DATA LINES:

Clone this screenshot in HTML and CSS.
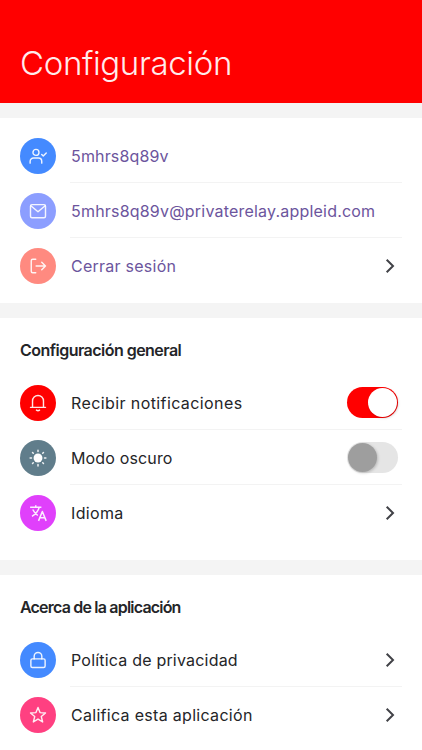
FILE: index.html
```
<!DOCTYPE html>
<html lang="es">
<head>
  <meta charset="UTF-8">
  <meta name="viewport" content="width=device-width, initial-scale=1">
  <title>Configuración</title>
  <link rel="stylesheet" href="styles.css">
</head>
<body>
  <header class="header">
    <h1>Configuración</h1>
  </header>

  <section class="section account">
    <div class="row">
      <span class="icon blue">
        <svg viewBox="0 0 24 24"><circle cx="9.3" cy="7.2" r="4"/><path d="M1.500 21.500v-2.300a4.500 4.500 0 0 1 4.500-4.500h6.500a4.500 4.500 0 0 1 4.500 4.500v2.300M17 10l2 2 4-4"/></svg>
      </span>
      <div class="content"><span class="label user">5mhrs8q89v</span></div>
    </div>
    <div class="row">
      <span class="icon violet">
        <svg viewBox="0 0 24 24"><rect x="2" y="3.5" width="20" height="17.5" rx="2"/><path d="M2.5 5l9.500 8L21.500 5"/></svg>
      </span>
      <div class="content"><span class="label email">5mhrs8q89v@privaterelay.appleid.com</span></div>
    </div>
    <div class="row">
      <span class="icon coral">
        <svg viewBox="0 0 24 24"><path d="M9 3H5a2 2 0 0 0-2 2v14a2 2 0 0 0 2 2h4M9.500 12H22M17 7l5 5-5 5"/></svg>
      </span>
      <div class="content">
        <span class="label logout">Cerrar sesión</span>
        <svg class="chevron" viewBox="0 0 10 16"><path d="M1.700 1.700L8 8l-6.300 6.300"/></svg>
      </div>
    </div>
  </section>

  <section class="section general">
    <h2 class="title-general">Configuración general</h2>
    <div class="row">
      <span class="icon red">
        <svg viewBox="0 0 24 24"><path d="M2 17.800h20M4.700 17.500V9.300a7.300 7.300 0 0 1 14.600 0v8.200M10 21.500q2 1.600 4 0"/></svg>
      </span>
      <div class="content">
        <span class="label notifications">Recibir notificaciones</span>
        <span class="switch on"></span>
      </div>
    </div>
    <div class="row">
      <span class="icon slate">
        <svg viewBox="0 0 24 24"><circle class="solid" cx="12" cy="12" r="5.900"/><path class="rays" d="M12 1.500v1.800M12 20.700v1.800M1.500 12h1.800M20.700 12h1.800M4.700 4.700l1 1M18.300 18.300l1 1M4.700 19.300l1-1M18.300 5.700l1-1"/></svg>
      </span>
      <div class="content">
        <span class="label dark-mode">Modo oscuro</span>
        <span class="switch"></span>
      </div>
    </div>
    <div class="row">
      <span class="icon magenta">
        <svg viewBox="0 0 24 24"><path class="translate" d="M1.500 4.300h15M9 1.500v2.800M13.500 4.500c-1 4.700-4.500 8.800-9.500 12M5 7.300c1.500 3.300 3.700 5.500 6.700 8M12.700 22.500L17.800 10l5.100 12.500M14.500 18.300h6.600"/></svg>
      </span>
      <div class="content">
        <span class="label language">Idioma</span>
        <svg class="chevron" viewBox="0 0 10 16"><path d="M1.700 1.700L8 8l-6.300 6.300"/></svg>
      </div>
    </div>
  </section>

  <section class="section about">
    <h2 class="title-about">Acerca de la aplicación</h2>
    <div class="row">
      <span class="icon blue">
        <svg viewBox="0 0 24 24"><rect x="2.500" y="10.500" width="19" height="11.500" rx="2"/><path d="M6.900 10.500V7a5.100 5.100 0 0 1 10.200 0v3.500"/></svg>
      </span>
      <div class="content">
        <span class="label privacy">Política de privacidad</span>
        <svg class="chevron" viewBox="0 0 10 16"><path d="M1.700 1.700L8 8l-6.300 6.300"/></svg>
      </div>
    </div>
    <div class="row">
      <span class="icon pink">
        <svg viewBox="0 0 24 24"><path d="M12 2l2.700 6.800 7.300.5-5.600 4.800 1.800 7.200L12 17.400l-6.200 3.900 1.800-7.200L2 9.300l7.300-.5z"/></svg>
      </span>
      <div class="content">
        <span class="label rate">Califica esta aplicación</span>
        <svg class="chevron" viewBox="0 0 10 16"><path d="M1.700 1.700L8 8l-6.300 6.300"/></svg>
      </div>
    </div>
  </section>
</body>
</html>
```
FILE: styles.css
```
body {
  margin: 0;
  height: 750px;
  overflow: hidden;
  display: flex;
  flex-direction: column;
  gap: 15px;
  background: #f4f4f4;
  color: #242528;
  font-family: Inter, "Liberation Sans", sans-serif;
}
.header {
  height: 103px;
  flex-shrink: 0;
  box-sizing: border-box;
  padding: 42px 20px 0;
  background: #ff0000;
}
h1 {
  margin: 0;
  color: #ffecec;
  font-size: 33px;
  font-weight: 300;
  line-height: 42px;
  letter-spacing: -0.35px;
}
.section {
  box-sizing: border-box;
  flex-shrink: 0;
  padding: 0 20px;
  background: #fff;
}
.account {
  height: 185px;
  padding-top: 10px;
  color: #6c559d;
}
.general {
  height: 242px;
}
.about {
  height: 175px;
}
h2 {
  margin: 0;
  padding: 20px 0 13px;
  font-size: 16px;
  font-weight: 600;
  line-height: 24px;
}
.title-general { letter-spacing: -0.53px; }
.title-about { letter-spacing: -0.8px; }
.row {
  display: flex;
  align-items: center;
  gap: 14px;
  height: 55px;
}
.icon {
  display: flex;
  align-items: center;
  justify-content: center;
  flex-shrink: 0;
  width: 36px;
  height: 36px;
  border-radius: 50%;
}
.icon svg {
  width: 18px;
  height: 18px;
  fill: none;
  stroke: #fff;
  stroke-opacity: 0.9;
  stroke-width: 1.9;
  stroke-linecap: round;
  stroke-linejoin: round;
}
.icon .solid {
  fill: #fff;
  stroke: none;
}
.icon .rays {
  stroke-width: 2;
}
.icon .translate {
  stroke-width: 2;
  stroke-linecap: butt;
}
.blue { background: #448aff; }
.violet { background: #8c9eff; }
.coral { background: #ff8a80; }
.red { background: #ff0000; }
.slate { background: #607d8b; }
.magenta { background: #e040fb; }
.pink { background: #ff4081; }

.content {
  display: flex;
  align-items: center;
  justify-content: space-between;
  flex: 1;
  height: 100%;
  box-sizing: border-box;
  padding: 0 4.5px 0 1px;
  border-bottom: 1px solid #f3f3f3;
}
.row:last-child .content {
  border-bottom-color: transparent;
}
.label {
  padding-top: 2px;
  font-size: 16px;
  line-height: 24px;
  white-space: nowrap;
}
.user { letter-spacing: 0.15px; }
.email { letter-spacing: 0.2px; }
.logout { letter-spacing: 0.25px; }
.notifications { letter-spacing: 0.4px; }
.dark-mode { letter-spacing: 0.15px; }
.language { letter-spacing: 0.35px; }
.privacy { letter-spacing: 0.2px; }
.rate { letter-spacing: 0.3px; }
.chevron {
  width: 10px;
  height: 16px;
  margin: 1px 2.5px 0 0;
  fill: none;
  stroke: #414247;
  stroke-width: 2;
}
.switch {
  display: flex;
  box-sizing: border-box;
  width: 50.5px;
  height: 31px;
  padding: 1px;
  border-radius: 16px;
  background: #e5e5e5;
}
.switch::before {
  content: "";
  width: 29px;
  height: 29px;
  border-radius: 50%;
  background: #9e9e9e;
  box-shadow: 1px 1px 3px rgba(0,0,0,0.2);
}
.switch.on {
  justify-content: flex-end;
  background: #ff0000;
}
.switch.on::before {
  background: #fff;
}
```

SHORT TASK:
Restate the data above word for word. Skip every picture.

THE ANSWER:
Clone this screenshot in HTML and CSS.
FILE: index.html
```
<!DOCTYPE html>
<html lang="es">
<head>
  <meta charset="UTF-8">
  <meta name="viewport" content="width=device-width, initial-scale=1">
  <title>Configuración</title>
  <link rel="stylesheet" href="styles.css">
</head>
<body>
  <header class="header">
    <h1>Configuración</h1>
  </header>

  <section class="section account">
    <div class="row">
      <span class="icon blue">
        <svg viewBox="0 0 24 24"><circle cx="9.3" cy="7.2" r="4"/><path d="M1.500 21.500v-2.300a4.500 4.500 0 0 1 4.500-4.500h6.500a4.500 4.500 0 0 1 4.500 4.500v2.300M17 10l2 2 4-4"/></svg>
      </span>
      <div class="content"><span class="label user">5mhrs8q89v</span></div>
    </div>
    <div class="row">
      <span class="icon violet">
        <svg viewBox="0 0 24 24"><rect x="2" y="3.5" width="20" height="17.5" rx="2"/><path d="M2.5 5l9.500 8L21.500 5"/></svg>
      </span>
      <div class="content"><span class="label email">5mhrs8q89v@privaterelay.appleid.com</span></div>
    </div>
    <div class="row">
      <span class="icon coral">
        <svg viewBox="0 0 24 24"><path d="M9 3H5a2 2 0 0 0-2 2v14a2 2 0 0 0 2 2h4M9.500 12H22M17 7l5 5-5 5"/></svg>
      </span>
      <div class="content">
        <span class="label logout">Cerrar sesión</span>
        <svg class="chevron" viewBox="0 0 10 16"><path d="M1.700 1.700L8 8l-6.300 6.300"/></svg>
      </div>
    </div>
  </section>

  <section class="section general">
    <h2 class="title-general">Configuración general</h2>
    <div class="row">
      <span class="icon red">
        <svg viewBox="0 0 24 24"><path d="M2 17.800h20M4.700 17.500V9.300a7.300 7.300 0 0 1 14.600 0v8.200M10 21.500q2 1.600 4 0"/></svg>
      </span>
      <div class="content">
        <span class="label notifications">Recibir notificaciones</span>
        <span class="switch on"></span>
      </div>
    </div>
    <div class="row">
      <span class="icon slate">
        <svg viewBox="0 0 24 24"><circle class="solid" cx="12" cy="12" r="5.900"/><path class="rays" d="M12 1.500v1.800M12 20.700v1.800M1.500 12h1.800M20.700 12h1.800M4.700 4.700l1 1M18.300 18.300l1 1M4.700 19.300l1-1M18.300 5.700l1-1"/></svg>
      </span>
      <div class="content">
        <span class="label dark-mode">Modo oscuro</span>
        <span class="switch"></span>
      </div>
    </div>
    <div class="row">
      <span class="icon magenta">
        <svg viewBox="0 0 24 24"><path class="translate" d="M1.500 4.300h15M9 1.500v2.800M13.500 4.500c-1 4.700-4.500 8.800-9.500 12M5 7.300c1.500 3.300 3.700 5.500 6.700 8M12.700 22.500L17.800 10l5.100 12.500M14.500 18.300h6.600"/></svg>
      </span>
      <div class="content">
        <span class="label language">Idioma</span>
        <svg class="chevron" viewBox="0 0 10 16"><path d="M1.700 1.700L8 8l-6.300 6.300"/></svg>
      </div>
    </div>
  </section>

  <section class="section about">
    <h2 class="title-about">Acerca de la aplicación</h2>
    <div class="row">
      <span class="icon blue">
        <svg viewBox="0 0 24 24"><rect x="2.500" y="10.500" width="19" height="11.500" rx="2"/><path d="M6.900 10.500V7a5.100 5.100 0 0 1 10.200 0v3.500"/></svg>
      </span>
      <div class="content">
        <span class="label privacy">Política de privacidad</span>
        <svg class="chevron" viewBox="0 0 10 16"><path d="M1.700 1.700L8 8l-6.300 6.300"/></svg>
      </div>
    </div>
    <div class="row">
      <span class="icon pink">
        <svg viewBox="0 0 24 24"><path d="M12 2l2.700 6.800 7.300.5-5.600 4.800 1.800 7.200L12 17.400l-6.200 3.900 1.800-7.200L2 9.300l7.300-.5z"/></svg>
      </span>
      <div class="content">
        <span class="label rate">Califica esta aplicación</span>
        <svg class="chevron" viewBox="0 0 10 16"><path d="M1.700 1.700L8 8l-6.300 6.300"/></svg>
      </div>
    </div>
  </section>
</body>
</html>
```
FILE: styles.css
```
body {
  margin: 0;
  height: 750px;
  overflow: hidden;
  display: flex;
  flex-direction: column;
  gap: 15px;
  background: #f4f4f4;
  color: #242528;
  font-family: Inter, "Liberation Sans", sans-serif;
}
.header {
  height: 103px;
  flex-shrink: 0;
  box-sizing: border-box;
  padding: 42px 20px 0;
  background: #ff0000;
}
h1 {
  margin: 0;
  color: #ffecec;
  font-size: 33px;
  font-weight: 300;
  line-height: 42px;
  letter-spacing: -0.35px;
}
.section {
  box-sizing: border-box;
  flex-shrink: 0;
  padding: 0 20px;
  background: #fff;
}
.account {
  height: 185px;
  padding-top: 10px;
  color: #6c559d;
}
.general {
  height: 242px;
}
.about {
  height: 175px;
}
h2 {
  margin: 0;
  padding: 20px 0 13px;
  font-size: 16px;
  font-weight: 600;
  line-height: 24px;
}
.title-general { letter-spacing: -0.53px; }
.title-about { letter-spacing: -0.8px; }
.row {
  display: flex;
  align-items: center;
  gap: 14px;
  height: 55px;
}
.icon {
  display: flex;
  align-items: center;
  justify-content: center;
  flex-shrink: 0;
  width: 36px;
  height: 36px;
  border-radius: 50%;
}
.icon svg {
  width: 18px;
  height: 18px;
  fill: none;
  stroke: #fff;
  stroke-opacity: 0.9;
  stroke-width: 1.9;
  stroke-linecap: round;
  stroke-linejoin: round;
}
.icon .solid {
  fill: #fff;
  stroke: none;
}
.icon .rays {
  stroke-width: 2;
}
.icon .translate {
  stroke-width: 2;
  stroke-linecap: butt;
}
.blue { background: #448aff; }
.violet { background: #8c9eff; }
.coral { background: #ff8a80; }
.red { background: #ff0000; }
.slate { background: #607d8b; }
.magenta { background: #e040fb; }
.pink { background: #ff4081; }

.content {
  display: flex;
  align-items: center;
  justify-content: space-between;
  flex: 1;
  height: 100%;
  box-sizing: border-box;
  padding: 0 4.5px 0 1px;
  border-bottom: 1px solid #f3f3f3;
}
.row:last-child .content {
  border-bottom-color: transparent;
}
.label {
  padding-top: 2px;
  font-size: 16px;
  line-height: 24px;
  white-space: nowrap;
}
.user { letter-spacing: 0.15px; }
.email { letter-spacing: 0.2px; }
.logout { letter-spacing: 0.25px; }
.notifications { letter-spacing: 0.4px; }
.dark-mode { letter-spacing: 0.15px; }
.language { letter-spacing: 0.35px; }
.privacy { letter-spacing: 0.2px; }
.rate { letter-spacing: 0.3px; }
.chevron {
  width: 10px;
  height: 16px;
  margin: 1px 2.5px 0 0;
  fill: none;
  stroke: #414247;
  stroke-width: 2;
}
.switch {
  display: flex;
  box-sizing: border-box;
  width: 50.5px;
  height: 31px;
  padding: 1px;
  border-radius: 16px;
  background: #e5e5e5;
}
.switch::before {
  content: "";
  width: 29px;
  height: 29px;
  border-radius: 50%;
  background: #9e9e9e;
  box-shadow: 1px 1px 3px rgba(0,0,0,0.2);
}
.switch.on {
  justify-content: flex-end;
  background: #ff0000;
}
.switch.on::before {
  background: #fff;
}
```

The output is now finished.